0004. Median of Two Sorted Arrays¶
Given two sorted arrays nums1 and nums2 of size m and n respectively, return the median of the two sorted arrays.
Example 1:
Input: nums1 = [1,3], nums2 = [2]
Output: 2.00000
Explanation: merged array = [1,2,3] and median is 2.
Example 2:
Input: nums1 = [1,2], nums2 = [3,4]
Output: 2.50000
Explanation: merged array = [1,2,3,4] and median is (2 + 3) / 2 = 2.5.
Example 3:
Input: nums1 = [0,0], nums2 = [0,0]
Output: 0.00000
Example 4:
Input: nums1 = [], nums2 = [1]
Output: 1.00000
Example 5:
Input: nums1 = [2], nums2 = []
Output: 2.00000
Constraints:
nums1.length == mnums2.length == n0 <= m <= 10000 <= n <= 10001 <= m + n <= 2000-106 <= nums1[i], nums2[i] <= 106
Follow up: The overall run time complexity should be O(log (m+n)).
Analysis¶
Finding median is basically finding the (m + n) // 2th elements for the two sorted arrays. We can use binary search to find this element.
We will use recursion to implement the binary search: int findKth(vector<int>& nums1, vector<int>& nums2, int i, int j, int k). i is the iterator pointing at nums1, and j is the iterator pointing at nums2, and k is the current k-th element we are interested in starting from nums[i] and nums[j] (note that both i, j, k are varibles, and they will change in each iteration).

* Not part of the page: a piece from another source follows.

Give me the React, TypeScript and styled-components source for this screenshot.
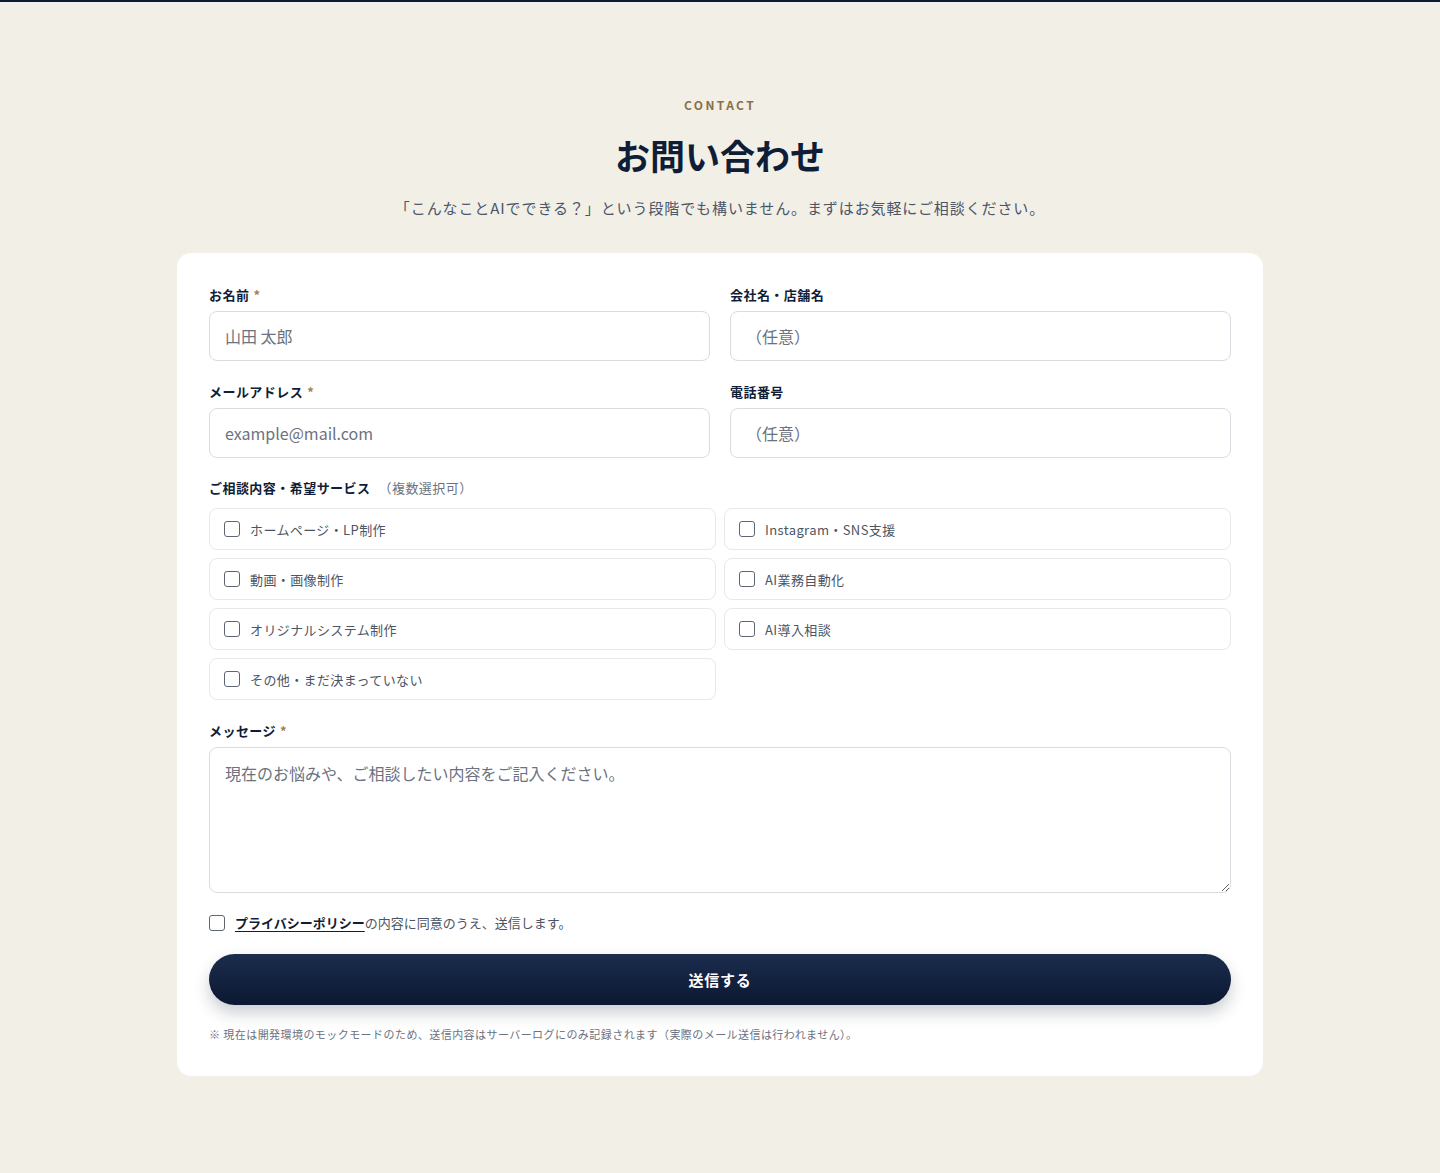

Now we consider what we do for each iteration. If we have reach to the end of nums1, which mean i == nums1.size(), then we will give up nums1 and simply return the k-th element from nums2. In constrast, if we have reach to the end of nums2, which mean j == nums2.size(), then we will give up nums2 and simply return the k-th element from nums1. Don't forget there is another base case: k == 1, which means there is only one element we are interested in, and we should return the smaller one from nums1[i] and nums2[j].

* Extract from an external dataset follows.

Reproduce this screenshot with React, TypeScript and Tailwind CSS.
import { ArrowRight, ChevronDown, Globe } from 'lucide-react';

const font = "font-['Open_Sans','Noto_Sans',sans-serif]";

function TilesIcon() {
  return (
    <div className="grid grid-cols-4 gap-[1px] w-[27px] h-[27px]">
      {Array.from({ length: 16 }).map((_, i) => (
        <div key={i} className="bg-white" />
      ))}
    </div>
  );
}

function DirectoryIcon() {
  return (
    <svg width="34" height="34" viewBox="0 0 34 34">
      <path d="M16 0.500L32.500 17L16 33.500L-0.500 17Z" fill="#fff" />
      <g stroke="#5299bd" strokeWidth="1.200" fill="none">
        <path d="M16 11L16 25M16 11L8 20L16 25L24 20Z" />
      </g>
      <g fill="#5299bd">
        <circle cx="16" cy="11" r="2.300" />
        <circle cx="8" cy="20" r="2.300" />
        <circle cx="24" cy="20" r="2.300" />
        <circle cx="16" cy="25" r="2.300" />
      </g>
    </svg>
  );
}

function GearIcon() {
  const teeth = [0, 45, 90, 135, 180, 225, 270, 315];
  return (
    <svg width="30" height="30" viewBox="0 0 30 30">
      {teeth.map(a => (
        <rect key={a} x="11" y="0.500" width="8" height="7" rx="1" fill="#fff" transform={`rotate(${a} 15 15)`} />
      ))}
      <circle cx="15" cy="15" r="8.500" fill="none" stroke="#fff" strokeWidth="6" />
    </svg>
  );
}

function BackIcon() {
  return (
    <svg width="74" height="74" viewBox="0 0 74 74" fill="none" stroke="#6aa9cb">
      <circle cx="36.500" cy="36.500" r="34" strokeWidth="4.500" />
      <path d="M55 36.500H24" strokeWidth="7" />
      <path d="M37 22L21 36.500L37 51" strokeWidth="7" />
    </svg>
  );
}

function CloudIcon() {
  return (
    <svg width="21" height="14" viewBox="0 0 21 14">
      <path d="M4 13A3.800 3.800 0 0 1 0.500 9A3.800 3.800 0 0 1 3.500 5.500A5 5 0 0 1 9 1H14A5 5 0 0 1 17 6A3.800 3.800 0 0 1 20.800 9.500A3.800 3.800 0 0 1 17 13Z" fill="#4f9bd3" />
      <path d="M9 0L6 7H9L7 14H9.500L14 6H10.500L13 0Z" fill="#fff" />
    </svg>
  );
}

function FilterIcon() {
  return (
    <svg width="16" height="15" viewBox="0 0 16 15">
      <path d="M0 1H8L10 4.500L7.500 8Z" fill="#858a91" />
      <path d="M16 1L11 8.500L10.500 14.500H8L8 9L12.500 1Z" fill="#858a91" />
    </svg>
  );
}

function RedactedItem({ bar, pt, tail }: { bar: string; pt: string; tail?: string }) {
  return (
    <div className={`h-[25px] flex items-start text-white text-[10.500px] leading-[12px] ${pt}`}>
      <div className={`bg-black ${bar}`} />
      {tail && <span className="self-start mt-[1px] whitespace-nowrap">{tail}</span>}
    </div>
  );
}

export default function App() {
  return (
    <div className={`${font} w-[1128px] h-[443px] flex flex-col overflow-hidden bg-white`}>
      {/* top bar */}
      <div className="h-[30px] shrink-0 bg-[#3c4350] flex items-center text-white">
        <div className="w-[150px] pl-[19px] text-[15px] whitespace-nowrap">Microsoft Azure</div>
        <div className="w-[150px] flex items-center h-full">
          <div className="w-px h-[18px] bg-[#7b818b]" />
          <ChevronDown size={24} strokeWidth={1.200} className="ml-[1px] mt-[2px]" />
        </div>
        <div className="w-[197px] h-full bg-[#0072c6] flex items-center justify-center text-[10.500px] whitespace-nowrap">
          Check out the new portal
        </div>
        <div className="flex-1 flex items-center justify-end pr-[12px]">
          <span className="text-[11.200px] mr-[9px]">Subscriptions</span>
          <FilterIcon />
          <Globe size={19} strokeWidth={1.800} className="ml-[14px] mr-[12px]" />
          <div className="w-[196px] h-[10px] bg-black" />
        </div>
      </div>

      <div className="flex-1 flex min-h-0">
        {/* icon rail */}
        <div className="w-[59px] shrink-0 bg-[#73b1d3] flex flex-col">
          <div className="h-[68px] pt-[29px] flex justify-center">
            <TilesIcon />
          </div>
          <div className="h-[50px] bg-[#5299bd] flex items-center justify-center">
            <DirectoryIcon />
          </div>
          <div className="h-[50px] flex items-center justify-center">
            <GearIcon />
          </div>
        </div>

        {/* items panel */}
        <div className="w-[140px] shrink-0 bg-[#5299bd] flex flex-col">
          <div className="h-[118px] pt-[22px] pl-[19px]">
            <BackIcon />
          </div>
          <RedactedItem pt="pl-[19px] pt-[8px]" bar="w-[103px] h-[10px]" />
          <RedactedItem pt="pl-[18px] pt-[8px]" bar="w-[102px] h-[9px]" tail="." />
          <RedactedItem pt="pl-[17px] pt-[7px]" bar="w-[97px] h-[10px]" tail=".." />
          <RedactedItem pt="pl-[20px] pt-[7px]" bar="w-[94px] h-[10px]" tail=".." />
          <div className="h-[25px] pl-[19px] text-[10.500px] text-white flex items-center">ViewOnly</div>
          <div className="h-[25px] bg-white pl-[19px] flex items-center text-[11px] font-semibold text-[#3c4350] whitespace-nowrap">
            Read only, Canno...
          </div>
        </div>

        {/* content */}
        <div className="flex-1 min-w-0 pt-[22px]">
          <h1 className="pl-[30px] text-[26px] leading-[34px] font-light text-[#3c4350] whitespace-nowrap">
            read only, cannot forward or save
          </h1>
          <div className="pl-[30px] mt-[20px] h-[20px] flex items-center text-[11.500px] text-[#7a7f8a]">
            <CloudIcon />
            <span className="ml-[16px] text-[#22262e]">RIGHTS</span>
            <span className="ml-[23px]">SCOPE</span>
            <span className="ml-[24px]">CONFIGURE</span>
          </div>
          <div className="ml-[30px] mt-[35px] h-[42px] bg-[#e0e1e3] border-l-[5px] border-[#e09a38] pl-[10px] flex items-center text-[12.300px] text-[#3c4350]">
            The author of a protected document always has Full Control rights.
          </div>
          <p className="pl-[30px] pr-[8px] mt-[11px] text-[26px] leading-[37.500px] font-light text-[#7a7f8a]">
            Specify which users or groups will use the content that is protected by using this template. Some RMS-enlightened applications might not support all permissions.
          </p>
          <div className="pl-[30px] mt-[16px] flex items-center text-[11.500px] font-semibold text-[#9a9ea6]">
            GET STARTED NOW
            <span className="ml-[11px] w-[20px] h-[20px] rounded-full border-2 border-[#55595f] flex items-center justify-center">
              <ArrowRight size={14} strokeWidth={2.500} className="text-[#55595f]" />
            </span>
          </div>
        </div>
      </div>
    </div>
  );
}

Then we will eagerly grow our poiners as far as possible, and we decide to grow half the size of k. If both i + k/2 - 1 and j + k/2 - 1 are in the range, then we determine the smaller one. Since we are determining the k-th largest element, if we can be sure that all the elements from i to i + k are smaller than j to j + k (assume nums1[i + k/2 - 1] < nums2[j + k/2 - 1]), then we can safely discard all the elements from i to i + k/2 (they will be used as a "placeholder" or 炮灰 in Chinese for i to i + k/2). This logic can apply to the case when nums1[i + k/2 - 1] >= nums2[j + k/2 - 1] as well.
- Time: O(\log_2{m + n})
- Space: O(1)
Code¶
class Solution {
public:
double findMedianSortedArrays(vector<int>& nums1, vector<int>& nums2) {
int m = nums1.size(), n = nums2.size();
return (findKth(nums1, nums2, 0, 0, (m + n + 1) >> 1) + findKth(nums1, nums2, 0, 0, (m + n + 2) >> 1)) / 2.0;
}
int findKth(vector<int>& nums1, vector<int>& nums2, int i, int j, int k) {
if (i >= nums1.size()) return nums2[j + k - 1];
if (j >= nums2.size()) return nums1[i + k - 1];
if (k == 1) return min(nums1[i], nums2[j]);
int minVal1 = (i + k / 2 - 1 < nums1.size()) ? nums1[i + k / 2 - 1] : INT_MAX;
int minVal2 = (j + k / 2 - 1 < nums2.size()) ? nums2[j + k / 2 - 1] : INT_MAX;
if (minVal1 < minVal2) return findKth(nums1, nums2, i + k / 2, j, k - k / 2);
else return findKth(nums1, nums2, i, j + k / 2, k - k / 2);
}
};